Interpretive Summary: Fusarium yellows of sugar beet, caused by Fusarium oxysporum f. sp. betae, causes significant reductions in root yield, sucrose percentage, and juice purity. Fusarium yellows is an emerging disease in Michigan and Minnesota production regions and while resistance provides some control, growers have reported failures when resistant varieties are grown in different parts of the country, potentially due to the variability of local F. oxysporum populations. F. oxysporum isolates from Michigan and Minnesota can be clasified into three groups regardless of ability to cause disease on sugarbeet. Screening resistant germplasm against representative isolates from these three groups may aid in breeding for resistance in each sugarbeet production region.

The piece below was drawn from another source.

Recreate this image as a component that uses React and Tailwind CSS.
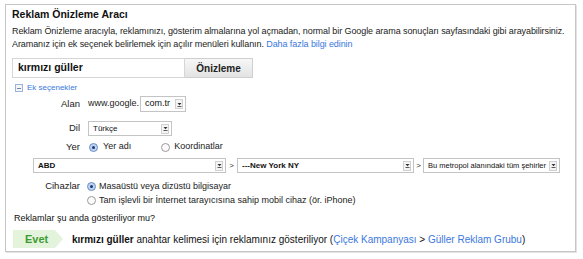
import React from 'react';

const font = { fontFamily: '"Liberation Sans", Arial, sans-serif' };

function Select({ width, children, bold = false, size = 'text-[8px]' }) {
  return (
    <div className={`flex items-center h-full border border-[#c4c4c4] bg-white ${width}`}>
      <span className={`flex-1 pl-[4px] ${size} text-[#111] whitespace-nowrap overflow-hidden ${bold ? 'font-bold' : ''}`}>{children}</span>
      <span className="flex flex-col items-center justify-center w-[8px] h-[10px] mr-[2px] border border-[#d0d0d0] bg-[#f4f4f4]">
        <svg width="5" height="5" viewBox="0 0 5 5">
          <path d="M0.5 1 L4.5 1 L2.5 3.2 Z" fill="#333" />
          <path d="M0.5 4.5 L4.5 4.5" stroke="#333" strokeWidth="0.8" />
        </svg>
      </span>
    </div>
  );
}

function Radio({ checked }) {
  return checked ? (
    <span className="flex items-center justify-center w-[9px] h-[9px] rounded-full border border-[#6d8fc4] bg-[#bcd4f2]">
      <span className="w-[3px] h-[3px] rounded-full bg-[#1d3a72]" />
    </span>
  ) : (
    <span className="w-[9px] h-[9px] rounded-full border border-[#9a9a9a] bg-[#fafafa]" />
  );
}

function Label({ children }) {
  return <span className="w-[68px] text-right text-[9.5px] text-[#222] shrink-0">{children}</span>;
}

export default function App() {
  return (
    <div className="w-[583px] h-[259px] bg-white pt-[4px] pl-[5px]" style={font}>
      <div className="flex flex-col w-[571px] h-[248px] border border-[#c6c6c6] shadow-[1px_1px_0_#e2e2e2] px-[6px] pt-[2px]">
        <h1 className="text-[10.5px] leading-[14px] font-bold text-[#111]">Reklam Önizleme Aracı</h1>

        <p className="mt-[4px] text-[9px] leading-[13px] text-[#222] tracking-[-0.08px] whitespace-nowrap">
          Reklam Önizleme aracıyla, reklamınızı, gösterim almalarına yol açmadan, normal bir Google arama sonuçları sayfasındaki gibi arayabilirsiniz.
          <br />
          Aramanız için ek seçenek belirlemek için açılır menüleri kullanın.{' '}
          <a className="text-[#3b78e0]">Daha fazla bilgi edinin</a>
        </p>

        <div className="flex mt-[7px] h-[20px]">
          <div className="flex items-center w-[173px] border border-[#d6d6d6] pl-[5px] text-[10.5px] font-bold text-[#111]">
            kırmızı güller
          </div>
          <button className="w-[68px] border border-l-0 border-[#cfcfcf] bg-gradient-to-b from-[#f7f7f7] to-[#e3e3e3] text-[10px] font-bold text-[#222]">
            Önizleme
          </button>
        </div>

        <div className="flex items-center gap-[4px] mt-[4px] h-[12px] pl-[3px]">
          <span className="flex items-center justify-center w-[8px] h-[8px] border border-[#9fb3d6] bg-[#f2f5fa]">
            <span className="w-[4px] h-px bg-[#6b86b8]" />
          </span>
          <a className="text-[8px] text-[#3b78e0]">Ek seçenekler</a>
        </div>

        <div className="flex items-center gap-[8px] mt-[2px] h-[16px]">
          <Label>Alan</Label>
          <span className="text-[9px] text-[#222]">www.google.</span>
          <div className="h-[16px] -ml-[7px]">
            <Select width="w-[46px]" size="text-[9px]">com.tr</Select>
          </div>
        </div>

        <div className="flex items-center gap-[8px] mt-[9px] h-[15px]">
          <Label>Dil</Label>
          <div className="h-[15px]">
            <Select width="w-[84px]">Türkçe</Select>
          </div>
        </div>

        <div className="flex items-center gap-[8px] mt-[4px] h-[14px] text-[9px] text-[#222]">
          <Label>Yer</Label>
          <div className="flex items-center gap-[5px] ml-[1px]">
            <Radio checked />
            <span>Yer adı</span>
          </div>
          <div className="flex items-center gap-[4px] ml-[22px]">
            <Radio />
            <span>Koordinatlar</span>
          </div>
        </div>

        <div className="flex items-center mt-[4px] h-[15px] pl-[21px] text-[8px] text-[#333]">
          <Select width="w-[193px]" bold>ABD</Select>
          <span className="w-[11px] text-center">&gt;</span>
          <Select width="w-[177px]" bold>---New York NY</Select>
          <span className="w-[9px] text-center">&gt;</span>
          <Select width="w-[137px]" size="text-[7.5px]">Bu metropol alanındaki tüm şehirler</Select>
        </div>

        <div className="flex items-center gap-[8px] mt-[7px] h-[13px]">
          <Label>Cihazlar</Label>
          <div className="flex items-center gap-[3px] ml-[-1px] text-[9px] text-[#222]">
            <Radio checked />
            <span>Masaüstü veya dizüstü bilgisayar</span>
          </div>
        </div>
        <div className="flex items-center gap-[3px] mt-[1px] h-[13px] pl-[75px] text-[9px] text-[#222]">
          <Radio />
          <span>Tam işlevli bir İnternet tarayıcısına sahip mobil cihaz (ör. iPhone)</span>
        </div>

        <p className="mt-[5px] h-[13px] leading-[13px] pl-[2px] text-[9px] text-[#111]">Reklamlar şu anda gösteriliyor mu?</p>

        <div className="flex items-center mt-[5px] h-[18px] pl-[1px]">
          <span className="flex items-center h-[18px] w-[50px] pl-[12px] bg-[#e3f3dc] text-[11px] font-bold text-[#3d9b32] [clip-path:polygon(0_0,84%_0,100%_50%,84%_100%,0_100%)]">
            Evet
          </span>
          <span className="ml-[9px] text-[10px] text-[#111]">
            <b>kırmızı güller</b> anahtar kelimesi için reklamınız gösteriliyor (
            <a className="text-[#3b78e0]">Çiçek Kampanyası</a> &gt; <a className="text-[#3b78e0]">Güller Reklam Grubu</a>)
          </span>
        </div>
      </div>
    </div>
  );
}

Technical Abstract: Fusarium yellows of sugarbeet (Beta vulgaris L.), caused by Fusarium oxysporum Schlechtend:FR. f. sp. betae (Stewart) Snyd & Hans, can lead to significant reduction in root yield sucrose percentage, and juice purity. Fusarium yellows has become increasingly common in both Michigan and Minnesota sugarbeet production areas, and while genetic resistance provides some control, growers have reported failures when resistant varieties are grown in different parts of the country, potentially due to the variability of local F. oxysporum populations. Previous research has demonstrated that F. oxysporum collected from symptomatic sugarbeet throughout the production region of Michigan and Minnesota. These isolates were characterized utilizing pathogenicity and phylogenetic analysis. While the F. oxsporum popultion is highly polyphyletic and most likely cannot be classified into distinct races, phylogenetic clades can be described, which may aid in selecting resistant lines for particular production regions.